The UCC note says, “Thousands of regular and irregular Russian troops are in Ukraine along with tanks, missiles, heavy artillery, and are directly engaged in an invasion of sovereign Ukrainian territory”.
This paranoid, detached-from-reality description is also sounded in a lobbying document in early 2015 co-authored by the very influential, neo-conservative and pro-NATO Atlantic Council, in the United States. The document is titled ‘ Preserving Ukraine’s independence, resisting Russian aggression: What the United States and NATO must do’. It argues vigorously in favour of arming Ukraine to the teeth. It says, “The West has the capacity to stop Russia. The question is whether it has the will.”
The ceasefire which Kyiv and its backers were obliged to accept last month should be serving as a time to address the underlying political issues in the conflict in Ukraine, notably the demands of the people in eastern Ukraine and other regions of the country for a real say in the running of the country–or even for the right to a future independent of Ukraine, should they so choose.

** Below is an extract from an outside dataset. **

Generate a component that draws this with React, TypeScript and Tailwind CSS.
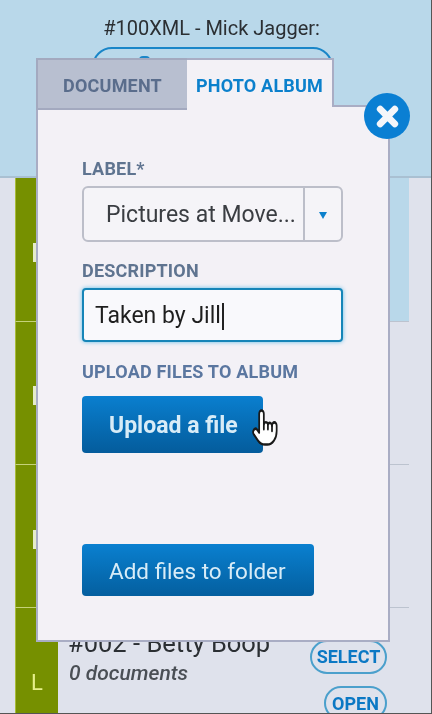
import { FC } from "react";

const font = "font-['Roboto',sans-serif]";

const HandCursor: FC = () => (
  <svg
    viewBox="0 0 24 24"
    className="absolute left-[251px] top-[407px] h-[41px] w-[28px]"
    preserveAspectRatio="none"
    fill="#fff"
    stroke="#1a1a1a"
    strokeWidth="1.5"
    strokeLinecap="round"
    strokeLinejoin="round"
  >
    <path d="M7 15V4a2 2 0 0 1 4 0v6a2 2 0 0 1 3.5 0a2 2 0 0 1 3.5 1a2 2 0 0 1 4 0v3a8 8 0 0 1-8 8h-2c-2.8 0-4.5-.86-6-2.34l-3.6-3.6a2 2 0 0 1 2.83-2.82z" />
    <path d="M11 10v3M14.5 10v3M18 11v3" fill="none" />
  </svg>
);

const Row: FC<{ height: string; main: string; last?: boolean; children?: React.ReactNode }> = ({
  height,
  main,
  last,
  children,
}) => (
  <div className={`flex ${height}`}>
    <div className="w-[15px] bg-[#dfe2ec]" />
    <div className={`relative w-[43px] border-l border-[#a8bb3a] bg-[#769000] ${last ? "" : "border-b border-b-[#c5d27a]"}`}>
      {children}
    </div>
    <div className={`flex-1 ${main} ${last ? "" : "border-b border-[#bcc3cf]"}`} />
    <div className="w-[22px] bg-[#dfe2ec]" />
  </div>
);

const Tick: FC<{ top: string }> = ({ top }) => (
  <div className={`absolute left-[33px] ${top} h-[19px] w-[3px] bg-[#e6eccb]`} />
);

const App: FC = () => {
  return (
    <div className={`relative h-[714px] w-[432px] overflow-hidden border-b border-r border-[#555] bg-[#dfe2ec] blur-[0.4px] ${font}`}>
      {/* page header behind the dialog */}
      <div className="flex h-[178px] flex-col items-center border-b-2 border-[#a9c0d2] bg-[#b9d8ea] pt-[16px]">
        <p className="ml-[-8px] text-[20px] leading-[24px] text-[#2b2f33]">#100XML - Mick Jagger:</p>
        <div className="mt-[7px] ml-[-6px] flex h-[30px] w-[241px] justify-center gap-[4px] rounded-t-[20px] border-2 border-[#1a86c8] pt-[4px] text-[15px] font-bold text-[#1a86c8]">
          <span className="mt-[3px] h-[12px] w-[11px] rounded-t-[4px] bg-[#1a86c8]" />
          GENERATE LABELS
        </div>
      </div>

      <Row height="h-[144px]" main="bg-[#b9d8ea]" />
      <Row height="h-[143px]" main="bg-[#dfe2ec]" />
      <Row height="h-[143px]" main="bg-[#dfe2ec]" />
      <Row height="h-[106px]" main="bg-[#dfe2ec]" last>
        <span className="absolute left-[15px] top-[58px] text-[22px] leading-[34px] text-[#e6f08a]">L</span>
      </Row>

      <Tick top="top-[243px]" />
      <Tick top="top-[386px]" />
      <Tick top="top-[530px]" />

      {/* last row contents */}
      <div className="absolute left-[68px] top-[626px] text-[25.5px] leading-[34px] text-[#2b2f33]">#002 - Betty Boop</div>
      <div className="absolute left-[69px] top-[660px] text-[21px] font-medium italic leading-[26px] text-[#4a4f55]">0 documents</div>
      <div className="absolute left-[310px] top-[640px] flex h-[34px] w-[77px] items-center justify-center rounded-full border-2 border-[#4ba0cc] pb-[1px] text-[18px] font-bold text-[#0b78c4]">
        SELECT
      </div>
      <div className="absolute left-[324px] top-[686px] flex h-[34px] w-[63px] items-center justify-center rounded-full border-2 border-[#4ba0cc] text-[18px] font-bold text-[#0b78c4]">
        OPEN
      </div>

      {/* dialog */}
      <div className="absolute left-[36px] top-[58px] flex h-[584px] w-[354px] flex-col">
        <div className="relative z-10 flex h-[47px] w-[298px] text-[18px] font-bold tracking-[0.2px]">
          <div className="flex h-[52px] w-[151px] items-center justify-center border-2 border-r-0 border-[#a3a9bf] bg-[#b8bfd0] pt-[2px] text-[#5a6d8c]">
            DOCUMENT
          </div>
          <div className="flex h-[49px] w-[147px] items-center justify-center border-r-2 border-t-2 border-[#a9adc4] bg-[#f3f1f6] pt-[3px] text-[#0b80cc]">
            PHOTO ALBUM
          </div>
        </div>
        <div className="flex-1 border-2 border-[#a9adc4] bg-[#f3f1f6] pl-[44px] pt-[52px]">
          <p className="h-[20px] text-[18px] font-bold leading-[20px] tracking-[0.2px] text-[#5f7490]">LABEL*</p>
          <div className="mt-[7px] flex h-[56px] w-[261px] items-center rounded-[6px] border-2 border-[#bcbec9] bg-[#f5f4f8]">
            <span className="w-[219px] pl-[22px] pt-[2px] text-[23px] text-[#3a3d42]">Pictures at Move...</span>
            <span className="flex h-full flex-1 items-center justify-center border-l-2 border-[#bcbec9]">
              <span className="mt-[2px] h-0 w-0 border-x-[4px] border-t-[7px] border-x-transparent border-t-[#0b80cc]" />
            </span>
          </div>
          <p className="mt-[19px] h-[20px] text-[18px] font-bold leading-[20px] tracking-[0.2px] text-[#5f7490]">DESCRIPTION</p>
          <div className="mt-[7px] flex h-[54px] w-[261px] items-center rounded-[4px] border-2 border-[#1685b8] bg-[#f9f9fc] pl-[11px] pt-[3px] text-[23px] text-[#1e1e1e] shadow-[0_0_4px_#62bde6]">
            Taken by Jill
            <span className="ml-[1px] h-[27px] w-[2px] bg-[#222]" />
          </div>
          <p className="mt-[20px] h-[20px] text-[18px] font-bold leading-[20px] tracking-[0.2px] text-[#5b77a0]">UPLOAD FILES TO ALBUM</p>
          <div className="mt-[14px] flex h-[57px] w-[181px] items-center rounded-[4px] bg-gradient-to-b from-[#0a7fcf] to-[#045c9c] pl-[27px] pt-[3px] text-[23px] font-bold text-[#d8ecf7]">
            Upload a file
          </div>
          <div className="mt-[91px] flex h-[52px] w-[232px] items-center rounded-[4px] bg-gradient-to-b from-[#0a80d0] to-[#045f9f] pl-[27px] pt-[3px] text-[22.5px] text-[#d8ecf7]">
            Add files to folder
          </div>
        </div>
      </div>

      <HandCursor />

      {/* close button */}
      <div className="absolute left-[364px] top-[93px] flex h-[46px] w-[46px] items-center justify-center rounded-full bg-[#0a7fd3]">
        <svg viewBox="0 0 24 24" className="h-[25px] w-[25px]" stroke="#f4f6fa" strokeWidth="6.5" strokeLinecap="round">
          <path d="M5 5l14 14M19 5L5 19" />
        </svg>
      </div>
    </div>
  );
};

export default App;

Instead, there is the danger that the pause in fighting may serve merely as an occasion for Ukraine’s government and extremist paramilitaries to regroup and re-arm, while NATO presses ahead with its sanctions and other threats against Russia. Unfortunately, that’s the message coming from the ‘war parties’ in NATO capitals—in government and from mainstream editorial boards.
It is disturbing, to say the least, to see the extreme right in Ukraine being extolled in the pages of the leading newspapers of Canada. And if anyone in the Parliament in Ottawa is opposed to the drive to war against Russia and the feting of extremists, they are not making their voices heard. Progressive-minded Canadians need to push back against all this. Encouragingly, the torrent of critical commentary by readers of the Globe and Mail in response to the articles it published soft-pedaling Ukraine’s extreme-right is a strong indicator that Canadians are wanting to do just that.
Roger Annis is an editor of the website ‘The New Cold War: Ukraine and beyond‘. This article was published in Counterpunch on March 9, 2015.